Gepubliceerd op 23-02-2021

Hohenzollern (vorstenhuis)

betekenis & definitie

oud duitsch vorstenhuis, waartoe het pruisische vorstenhuis behoort, dat sinds 18 Jan. 1871 tevens de duitsche keizerskroon draagt. De oorsprong van het geslacht ligt in het duister.

De traditie, welke den zwabischen graaf Thassilo (omstreeks 800) als den oudst bekenden voorvader der H. voorstelt, is een in de 16de eeuw opgekomen dwaling of verzinsel gebleken. Voor zoover men heeft kunnen nagaan, behoorde het geslacht in de 12de eeuw reeds tot de rijkste en machtigste familiën van Zwabenland; het voerde toen den naam Zolre, naar zijn stamslot op den 866 meter hoogen Zollerberg (bij Hechingen) en den titel van graaf. Een der leden, graaf Frederik, werd de stamvader der latere burggraven van Neurenberg, terwijl diens broeder, graaf Buchard, de stamvader werd van de in 1486 uitgestorven linie der graven van Hohenberg. Eerste burggraaf van Neurenberg uit dit geslacht was graaf Friedrich van H., die in oorkonden van de keizers Frederik I en Hendrik VI (2de helft 12de eeuw) herhaaldelijk genoemd wordt. Door zijn vrouw, Sophie (erfdochter van Koenraad, laatsten burggraaf van Neurenberg uit de oostenrijksche familie van Ragze of Rätz), kwam zijn geslacht ook in het bezit van de fränkische en oostenrijksche allodiaalgoederen dezer familie. Zijn twee zoons, Koenraad (overl. 1261) en Frederik (overl. omstreeks 1251), worden beide zoowel als graven van H. (Zolre) en als burggraven van Neurenberg vermeld; waarschijnlijk leefden zij in gemeenschap van goederen en had in 1227 een deeling plaats waarbij Koenraad het burggraafschap en Frederik de familiegoederen in Zwaben verkreeg.
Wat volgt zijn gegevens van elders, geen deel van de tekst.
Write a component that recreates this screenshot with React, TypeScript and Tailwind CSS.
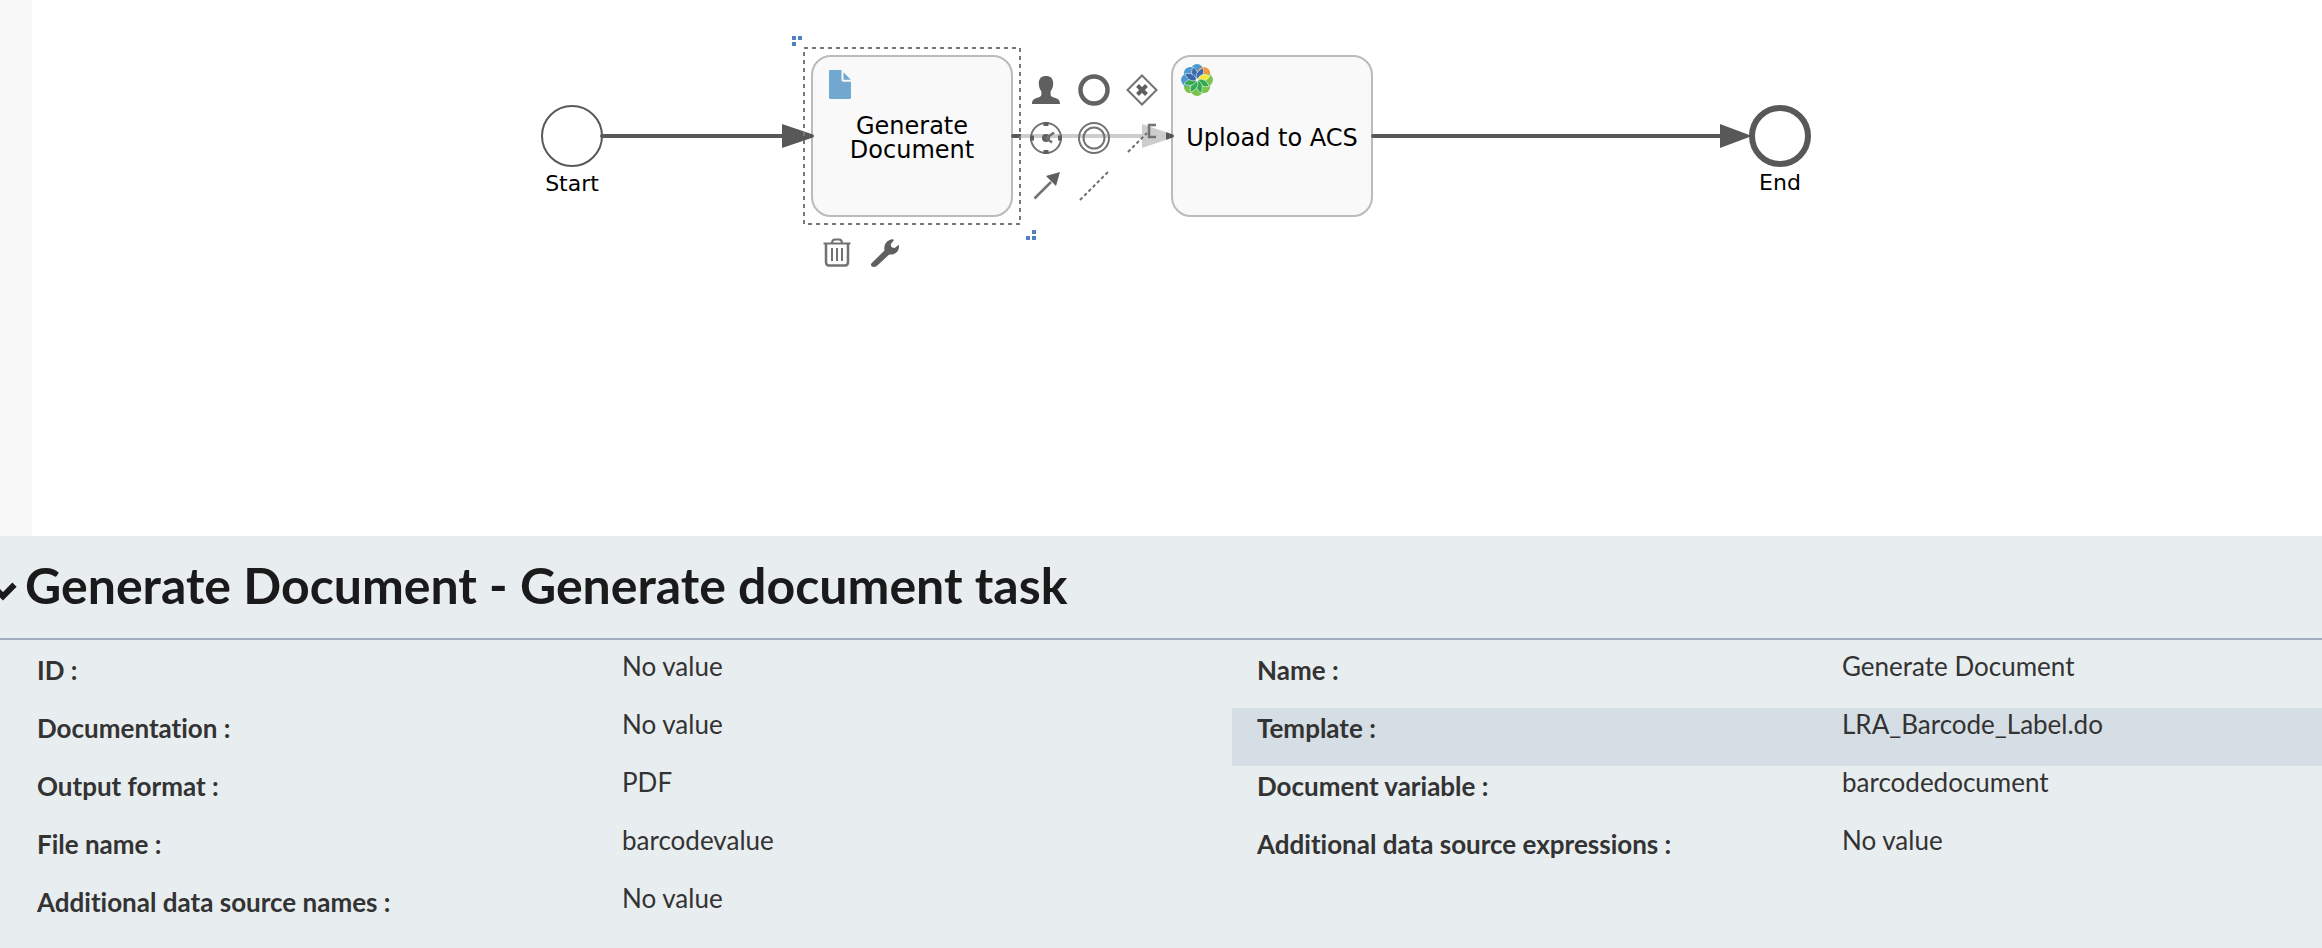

Zoo ontstonden de nog thans voortlevende fränkische en zwabische linie. De fränkische linie breidde in den loop der eeuwen haar gebied en haar aanzien gedurig uit, verkreeg in 1415 van keizer Sigismund de heerschappij over het keurvorstendom Brandenburg (zie ald.), in 1701 de pruisische koningskroon (zie Frederik I) en in 1871 de duitsche keizerskroon.